The dialogue surrounding the role of love, friendship or goodness were not the most heartwarming and serious parts of the show. It was seeing such a diverse array of cast members come together to tell a story that not only speaks to Filipino-American culture, but to the multiculturalism of K.P. Students who didn’t identify as Filipino participated in the show. The group even invited Urban Dance Company to tackle a dance sequence that stunned the audience (even if it took two tries for the music to start right).

PCN even “transcended time” in its performers, inviting the Rondalla Club of Los Angeles to perform live music and asking UCSB alumnus Joe Sabado to participate in a cultural tribal dance sequence.

“This is what makes it — the community,” said Sabado, who performed in the first PCN and served as an advisor for five years after. “I’m so proud of it, and I’m glad the tradition continues. It’s just fun, and it’s community building and the value of these things is if you want to grow as a community leader, there’s nothing better than dealing with something like this.”

At its core, the song and dance spoke to the creation of a new identity. The PCN choir sang both the United States’ and Phillippines’ national anthems, along with original songs that called to question the issues that transcend national boundaries. This was particularly poignant in weaving a fluid fabric of the tight-knit Filipino (and multicultural) community on campus, a portrait of people who may not permeate mainstream campus culture, but have their own stories to tell.

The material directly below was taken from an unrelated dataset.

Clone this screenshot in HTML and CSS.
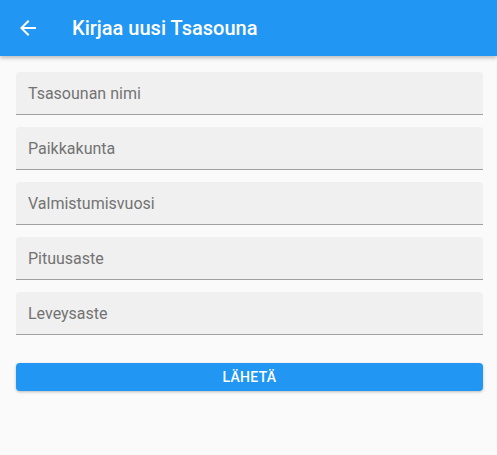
FILE: index.html
```html
<!DOCTYPE html>
<html lang="fi">
<head>
<meta charset="utf-8">
<link rel="stylesheet" href="styles.css">
</head>
<body>
<header class="appbar">
  <svg class="back" width="24" height="24" viewBox="0 0 24 24"><path fill="#fff" d="M20 11H7.83l5.59-5.59L12 4l-8 8 8 8 1.41-1.41L7.83 13H20v-2z"/></svg>
  <h1 class="title">Kirjaa uusi Tsasouna</h1>
</header>
<main class="form">
  <div class="field"><span class="label">Tsasounan nimi</span></div>
  <div class="field"><span class="label">Paikkakunta</span></div>
  <div class="field"><span class="label">Valmistumisvuosi</span></div>
  <div class="field"><span class="label">Pituusaste</span></div>
  <div class="field"><span class="label">Leveysaste</span></div>
  <button class="submit">LÄHETÄ</button>
</main>
</body>
</html>
```
FILE: styles.css
```css
html, body {
  margin: 0;
  padding: 0;
  background: #fafafa;
  font-family: Roboto, "Liberation Sans", sans-serif;
  height: 100%;
}
.appbar {
  height: 56px;
  background: #2196f3;
  display: flex;
  align-items: center;
  padding-left: 16px;
  box-shadow: 0 2px 4px rgba(0,0,0,0.25);
  position: relative;
  z-index: 1;
}
.back {
  display: block;
  flex: none;
}
.title {
  margin: 0 0 0 32px;
  color: #fff;
  font-size: 20px;
  font-weight: 500;
}
.form {
  padding: 16px 14px 0 16px;
  display: flex;
  flex-direction: column;
  gap: 12px;
}
.field {
  height: 42px;
  background: #f0f0f0;
  border-radius: 4px 4px 0 0;
  border-bottom: 1px solid #a0a0a0;
  display: flex;
  align-items: center;
  padding: 0 12px;
}
.label {
  font-size: 16px;
  color: #737373;
}
.submit {
  margin-top: 16px;
  height: 28px;
  border: none;
  border-radius: 4px;
  background: #2196f3;
  color: #fff;
  font-family: Roboto, "Liberation Sans", sans-serif;
  font-size: 14px;
  font-weight: 500;
  letter-spacing: 0.3px;
  box-shadow: 0 1px 3px rgba(0,0,0,0.25);
  padding: 0;
}
```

Despite the shortcomings of the plot and script, Kapitirang Pilipino members put heart and soul into the event. Members had been practicing since January in the Arbor on Sunday mornings choreographing dances, but for a few the process stretches back even further.

“It’s been a yearlong process for some,” said second-year political science and sociology double major Christopher Smithour, who performed in the production. “Since we’ve been elected as core members, which are the board members in K.P., PCN coordinator Michelley Flores has been working since May … We really couldn’t have done it without everyone’s hard work since January. It’s crazy.”